Published on May 11th, 2013 | by Clint Davis
Tired of Sequels? — Reader Q&A
Thanks again for the reader feedback! Email me at TheClintDavis@gmail.com.
A recent question I was sent from Dan in Dayton, OH:
What your thoughts on movie sequels? Are they basically cash grabs or are there some legitimate instances where a sequel would be appropriate?
So far at Overdue Review, I’ve only looked at one sequel–Dan cited this as the inspiration behind his question but honestly, who isn’t thinking about sequels these days? Every summer, we’re hammered with a load of sequels that typically stem from action/adventure franchises (more specifically superhero flicks). This doesn’t even include the staggering amount of remakes and reboots (i.e. Superman, Spider-Man, and every horror movie that hits theaters these days) that we see hitting theaters. As discerning movie fans, we may be tired of seeing the same storyline played out with a shiny new actor every five years, but honestly who can blame the studios?
Look at Iron Man 3, which is lighting up the box office although the second film was written off as a straight cash grab. This shows how much the average moviegoer cares about originality. Most people don’t go to the movies that often and when they do, would rather see familiar actors playing familiar characters in familiar situations. That’s why sequels continue to be produced despite them typically being trashed by critics–because they aren’t made for critics, they’re usually made for dead presidents.
To answer your question, Dan–there are certainly times when a sequel or even multiple sequels are warranted. Peter Jackson’s The Lord of the Rings trilogy marked some of the best sequel-making in film history, as did Christopher Nolan’s The Dark Knight trilogy–but both had terrific material to draw from. You’ll find that the sequels that often suck are the ones that weren’t planned to exist. In these cases, you’ve got a perfectly good standalone film that doesn’t need any continuation but because of popularity, it’s awfully tempting to go back to the well. Sometimes these work (Back to the Future Part II) but often they’re just second-rate retreads of the same material that worked the first time (The Hangover Part II).
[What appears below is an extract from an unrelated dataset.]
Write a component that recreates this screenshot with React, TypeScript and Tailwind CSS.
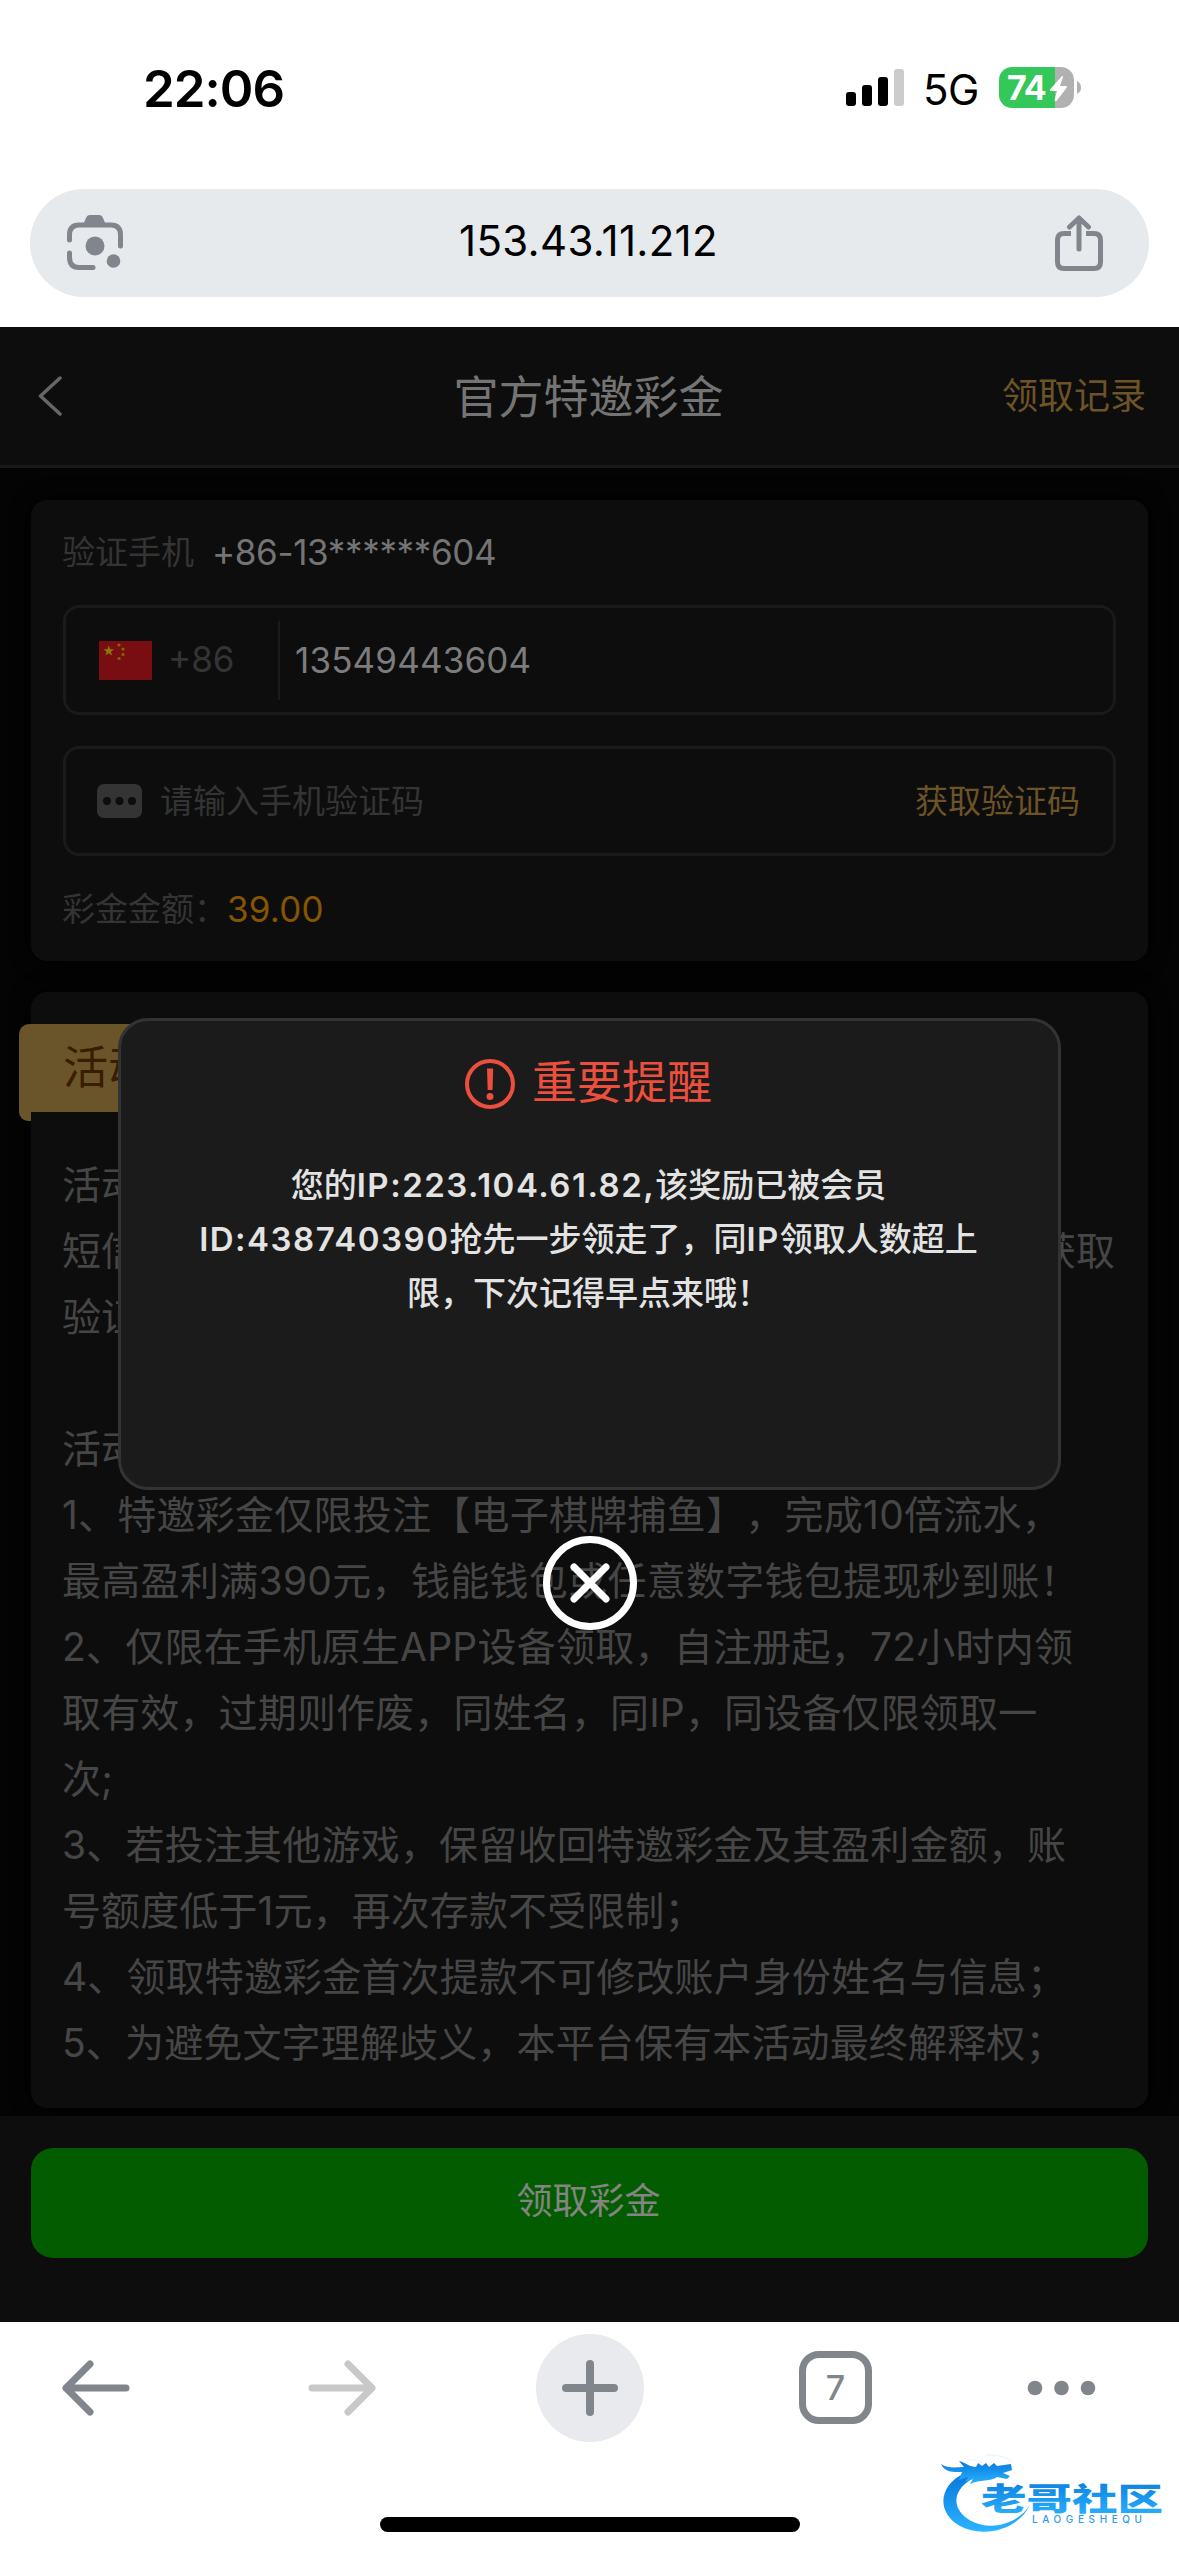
import type { ReactNode } from "react";

const rules = [
  { text: "1、特邀彩金仅限投注【电子棋牌捕鱼】，完成10倍流水，", tracking: "tracking-[0.25px]" },
  { text: "最高盈利满390元，钱能钱包或任意数字钱包提现秒到账！", tracking: "tracking-[0.3px]" },
  { text: "2、仅限在手机原生APP设备领取，自注册起，72小时内领", tracking: "tracking-[0.25px]" },
  { text: "取有效，过期则作废，同姓名，同IP，同设备仅限领取一", tracking: "tracking-[0.15px]" },
  { text: "次;", tracking: "tracking-[0.1px]" },
  { text: "3、若投注其他游戏，保留收回特邀彩金及其盈利金额，账", tracking: "tracking-[0.2px]" },
  { text: "号额度低于1元，再次存款不受限制；", tracking: "tracking-[0.1px]" },
  { text: "4、领取特邀彩金首次提款不可修改账户身份姓名与信息；", tracking: "tracking-[0.15px]" },
  { text: "5、为避免文字理解歧义，本平台保有本活动最终解释权；", tracking: "tracking-[0.15px]" },
];

export default function App() {
  return (
    <div className="relative flex h-[2556px] w-[1179px] flex-col overflow-hidden bg-white font-['Inter','Noto_Sans_CJK_SC',sans-serif] [text-spacing-trim:space-all]">
      <StatusBar />
      <AddressBar />
      <main className="flex h-[1995px] flex-col bg-[#040404]">
        <PageHeader />
        <VerifyCard />
        <RulesCard />
        <ClaimBar />
      </main>
      <BrowserToolbar />
      <ReminderDialog />
      <Watermark />
    </div>
  );
}

function StatusBar() {
  return (
    <div className="flex h-[189px] items-start justify-between pl-[143px] pr-[98px] text-black">
      <span className="mt-[59px] text-[51px] font-semibold leading-[60px] tracking-[-1px]">
        22:06
      </span>
      <div className="mt-[67px] flex items-start">
        <svg className="mt-[2px] h-[37px] w-[58px]" viewBox="0 0 58 37">
          <rect x="0" y="23" width="10" height="14" rx="3" />
          <rect x="16" y="16" width="10" height="21" rx="3" />
          <rect x="32" y="8" width="10" height="29" rx="3" />
          <rect x="48" y="0" width="10" height="37" rx="3" fill="#cccccc" />
        </svg>
        <span className="ml-[19px] mt-[-2px] w-[76px] text-[42px] leading-[50px] tracking-[-0.5px]">
          5G
        </span>
        <div className="relative flex h-[41px] w-[75px] items-center overflow-hidden rounded-[13px] bg-[linear-gradient(90deg,#34c759_56px,#b1b1b1_56px)]">
          <span className="pl-[8px] text-[34px] font-bold leading-[41px] tracking-[-1px] text-white">
            74
          </span>
          <svg
            className="absolute left-[51px] top-[9px] h-[26px] w-[17px]"
            viewBox="0 0 17 26"
            fill="#fff"
          >
            <path d="M12 0 L0 13.5 Q-.5 15 1 15 H7 L4.5 24 Q5 26 6.500 25 L16.500 12 Q17.500 10 16 10 H10 L13 1 Q13 0 12 0Z" />
          </svg>
        </div>
        <svg className="ml-[3px] mt-[14px] h-[13px] w-[4px]" viewBox="0 0 4 13">
          <path d="M0 0 Q4 2 4 6.500 T0 13Z" fill="#b1b1b1" />
        </svg>
      </div>
    </div>
  );
}

function AddressBar() {
  return (
    <div className="h-[138px] px-[30px]">
      <div className="flex h-[108px] items-center justify-between rounded-[54px] bg-[#e6eaed] pl-[37px] pr-[45px]">
        <svg
          className="h-[56px] w-[56px]"
          viewBox="0 0 56 56"
          fill="none"
          stroke="#80868b"
          strokeWidth="5"
        >
          <path d="M2.500 25 V20 Q2.500 10 12 10 H44 Q53.500 10 53.500 20 V31" strokeLinecap="round" />
          <path d="M2.500 38 V42 Q2.500 52.500 12 52.500 H26" strokeLinecap="round" />
          <path d="M16 10 L19 3 Q20 0 23 0 H32 Q35 0 36 3 L39 10Z" fill="#80868b" stroke="none" />
          <circle cx="28" cy="31" r="9.500" fill="#80868b" stroke="none" />
          <circle cx="46.500" cy="46" r="6.800" fill="#80868b" stroke="none" />
        </svg>
        <span className="mb-[5px] text-[42px] leading-[50px] tracking-[0.3px] text-black">
          153.43.11.212
        </span>
        <svg
          className="h-[56px] w-[50px]"
          viewBox="0 0 50 56"
          fill="none"
          stroke="#80868b"
          strokeWidth="5"
        >
          <path d="M17 18.500 H10 Q3.500 18.500 3.500 25 V47 Q3.500 53.500 10 53.500 H40 Q46.500 53.500 46.500 47 V25 Q46.500 18.500 40 18.500 H32" />
          <path d="M25 3 V34 M15.500 12 L25 3 L34.500 12" strokeLinecap="round" strokeLinejoin="round" />
        </svg>
      </div>
    </div>
  );
}

function PageHeader() {
  return (
    <header className="flex h-[141px] shrink-0 items-center justify-between border-b-[3px] border-[#1a1a1a] bg-[#0d0d0d] pl-[37px] pr-[33px]">
      <div className="w-[140px]">
        <svg className="h-[40px] w-[26px]" viewBox="0 0 26 40" fill="none" stroke="#666" strokeWidth="3.500">
          <path d="M23 2 L3.500 20 L23 38" strokeLinecap="round" strokeLinejoin="round" />
        </svg>
      </div>
      <h1 className="pt-[4px] text-[45px] leading-[60px] text-[#747474]">官方特邀彩金</h1>
      <span className="w-[146px] text-right text-[36px] leading-[50px] text-[#6c5426]">
        领取记录
      </span>
    </header>
  );
}

function Field({ children }: { children: ReactNode }) {
  return (
    <div className="flex h-[110px] items-center rounded-[16px] border-[3px] border-[#1a1a1a] px-[31px]">
      {children}
    </div>
  );
}

function VerifyCard() {
  return (
    <section className="mx-[31px] mt-[32px] h-[461px] shrink-0 rounded-[16px] bg-[#0d0d0d] px-[32px] shadow-[0_0_20px_#000]">
      <div className="-ml-px flex h-[105px] items-center pb-[2px] text-[33px] leading-[50px]">
        <span className="text-[#343434]">验证手机</span>
        <span className="ml-[18px] text-[35px] tracking-[-0.35px] text-[#747474]">+86-13******604</span>
      </div>
      <Field>
        <div className="ml-[2px]">
          <ChinaFlag />
        </div>
        <span className="ml-[16px] w-[110px] pb-[1px] text-[35px] text-[#343434]">+86</span>
        <span className="h-[79px] w-[2px] bg-[#1a1a1a]" />
        <span className="ml-[15px] text-[35px] tracking-[0.15px] text-[#7c7c7c]">13549443604</span>
      </Field>
      <div className="h-[31px]" />
      <Field>
        <svg className="h-[34px] w-[45px]" viewBox="0 0 45 34">
          <rect width="45" height="34" rx="7" fill="#343434" />
          <circle cx="10" cy="17" r="4" fill="#0d0d0d" />
          <circle cx="22.500" cy="17" r="4" fill="#0d0d0d" />
          <circle cx="35" cy="17" r="4" fill="#0d0d0d" />
        </svg>
        <span className="ml-[18px] pt-[2px] text-[33px] text-[#343434]">请输入手机验证码</span>
        <span className="ml-auto pr-[2px] pt-[2px] text-[33px] text-[#6c5426]">获取验证码</span>
      </Field>
      <div className="-ml-px flex h-[105px] items-center pt-[2px] text-[33px] text-[#343434]">
        彩金金额：
        <span className="text-[35px] tracking-[0.2px] text-[#855500]">39.00</span>
      </div>
    </section>
  );
}

function ChinaFlag() {
  return (
    <svg className="h-[39px] w-[53px]" viewBox="0 0 53 39">
      <rect width="53" height="39" fill="#780e12" />
      <path
        d="M9.800 4.500 L11.100 8.300 H15.200 L11.900 10.700 L13.200 14.500 L9.800 12.200 L6.400 14.500 L7.700 10.700 L4.400 8.300 H8.500Z"
        fill="#8a7c00"
      />
      <g fill="#8a6500">
        <circle cx="20" cy="4" r="1.600" />
        <circle cx="24" cy="8" r="1.600" />
        <circle cx="24" cy="13.500" r="1.600" />
        <circle cx="20" cy="17.500" r="1.600" />
      </g>
    </svg>
  );
}

function RulesCard() {
  return (
    <section className="mx-[31px] mt-[31px] h-[1116px] shrink-0 rounded-[16px] bg-[#0d0d0d] pt-[32px] shadow-[0_0_20px_#000]">
      <div className="-ml-[12px] w-[260px]">
        <h2 className="h-[88px] rounded-tl-[10px] bg-[#695529] pl-[44px] text-[45px] leading-[88px] text-[#3a1d00]">
          活动内容
        </h2>
        <div className="h-[9px] w-[12px] rounded-bl-[10px] bg-[#695529]" />
      </div>
      <div className="mt-[31px] whitespace-nowrap pl-[31px] pr-[33px] text-[39px] leading-[66px] text-[#464646]">
        <p>活动</p>
        <p className="flex justify-between">
          <span>短信</span>
          <span>获取</span>
        </p>
        <p>验证</p>
        <p className="mt-[66px]">活动</p>
        {rules.map((rule) => (
          <p key={rule.text} className={rule.tracking}>
            {rule.text}
          </p>
        ))}
      </div>
    </section>
  );
}

function ClaimBar() {
  return (
    <div className="mt-[8px] flex-1 bg-[#0d0d0d] px-[31px] pt-[32px]">
      <button
        type="button"
        className="h-[110px] w-full rounded-[22px] bg-[#045c00] pb-[4px] pr-[2px] text-[36px] text-[#848484]"
      >
        领取彩金
      </button>
    </div>
  );
}

function BrowserToolbar() {
  return (
    <nav className="flex h-[234px] flex-col items-center bg-white">
      <div className="flex h-[131px] w-full items-center pl-[61px]">
        <svg className="h-[58px] w-[69px]" viewBox="0 0 69 58" fill="none" stroke="#80868b" strokeWidth="7">
          <path d="M65 29 H5 M29 5 L5 29 L29 53" strokeLinecap="round" strokeLinejoin="round" />
        </svg>
        <svg className="ml-[178px] h-[58px] w-[69px]" viewBox="0 0 69 58" fill="none" stroke="#c8c8c8" strokeWidth="7">
          <path d="M4 29 H64 M40 5 L64 29 L40 53" strokeLinecap="round" strokeLinejoin="round" />
        </svg>
        <div className="ml-[159px] flex h-[108px] w-[108px] items-center justify-center rounded-full bg-[#e8eaed]">
          <svg className="h-[56px] w-[56px]" viewBox="0 0 56 56" stroke="#80868b" strokeWidth="8">
            <path d="M28 4 V52 M4 28 H52" strokeLinecap="round" />
          </svg>
        </div>
        <span className="ml-[155px] flex h-[73px] w-[73px] items-center justify-center rounded-[20px] border-[7px] border-[#80868b] text-[34px] font-medium leading-none text-[#80868b]">
          7
        </span>
        <svg className="ml-[155px] h-[16px] w-[69px]" viewBox="0 0 69 16" fill="#80868b">
          <circle cx="8" cy="8" r="7.300" />
          <circle cx="34.500" cy="8" r="7.300" />
          <circle cx="61" cy="8" r="7.300" />
        </svg>
      </div>
      <div className="mt-[64px] h-[15px] w-[420px] rounded-full bg-black" />
    </nav>
  );
}

function ReminderDialog() {
  return (
    <div className="absolute left-[118px] top-[1018px] flex w-[943px] flex-col items-center">
      <div className="h-[472px] w-full rounded-[30px] border-[3px] border-[#333] bg-[#1b1b1b] pt-[31px]">
        <div className="flex h-[64px] items-center justify-center pr-[2px]">
          <svg className="h-[50px] w-[50px]" viewBox="0 0 50 50">
            <circle cx="25" cy="25" r="23" fill="none" stroke="#ec4f3e" strokeWidth="4" />
            <path d="M22 9.500 H28.200 L27.500 31 H22.700Z" fill="#ec4f3e" />
            <circle cx="25" cy="37.500" r="3.500" fill="#ec4f3e" />
          </svg>
          <h3 className="mb-[2px] ml-[17px] text-[45px] leading-[60px] text-[#ec4f3e]">重要提醒</h3>
        </div>
        <div className="mt-[42px] whitespace-nowrap pr-[2px] text-center text-[33px] font-medium leading-[54px] text-[#e3e3e3]">
          <p>
            您的<Latin>IP:223.104.61.82,</Latin>该奖励已被会员
          </p>
          <p>
            <Latin>ID:438740390</Latin>抢先一步领走了，同<Latin>IP</Latin>领取人数超上
          </p>
          <p>限，下次记得早点来哦！</p>
        </div>
      </div>
      <svg className="mt-[46px] h-[94px] w-[94px]" viewBox="0 0 94 94" fill="none" stroke="#fff" strokeWidth="7">
        <circle cx="47" cy="47" r="43.500" />
        <path d="M31 31 L63 63 M63 31 L31 63" strokeLinecap="round" />
      </svg>
    </div>
  );
}

function Latin({ children }: { children: ReactNode }) {
  return <span className="font-semibold tracking-[1.5px]">{children}</span>;
}

function Watermark() {
  return (
    <svg
      className="absolute bottom-[20px] right-[12px] h-[84px] w-[230px]"
      viewBox="0 0 230 84"
    >
      <defs>
        <linearGradient id="brand" x1="0" y1="0" x2="0" y2="1">
          <stop offset="0" stopColor="#0878dc" />
          <stop offset="1" stopColor="#2ab4ff" />
        </linearGradient>
      </defs>
      <g fill="url(#brand)">
        <path d="M26 22 C3 33 -2 60 23 74 C45 86 80 79 93 53 C80 73 53 79 34 69 C12 57 15 34 42 24Z" />
        <path d="M4 12 C11 17 20 15 27 15 L22 9 C29 11 33 15 39 15 L41 11 L45 14 L49 11 L52 15 L57 11 L60 14 L74 12 L75 18 L66 21 L73 24 L70 27 L60 25 C54 30 43 27 33 32 L36 27 L28 30 L31 25 L22 28 L25 20 C17 20 8 21 4 12Z" />
      </g>
      <path d="M31 8 Q39 7 45 11 M49 3 Q65 2 75 10" fill="none" stroke="#e5f2fc" />
      <text
        x="44"
        y="58"
        textLength="182"
        lengthAdjust="spacingAndGlyphs"
        fill="url(#brand)"
        className="font-['Noto_Sans_CJK_SC',sans-serif] text-[31px] font-black"
      >
        老哥社区
      </text>
      <text
        x="95"
        y="71"
        textLength="110"
        fill="#2f9aea"
        className="font-['Inter',sans-serif] text-[10px] font-medium"
      >
        LAOGESHEQU
      </text>
    </svg>
  );
}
For a sequel to work, it must be given respect by the filmmakers to not simply clone its predecessor but to be be original–which goes directly against the old adage “if it ain’t broke, don’t fix it”. A bit of fan service is required in any sequel, but if you want your series to have a legacy–you have to keep them coming back. I’ll put together a list of my favorite sequels soon, in the meantime, I’d like to know yours! Thanks for reading and writing, Dan.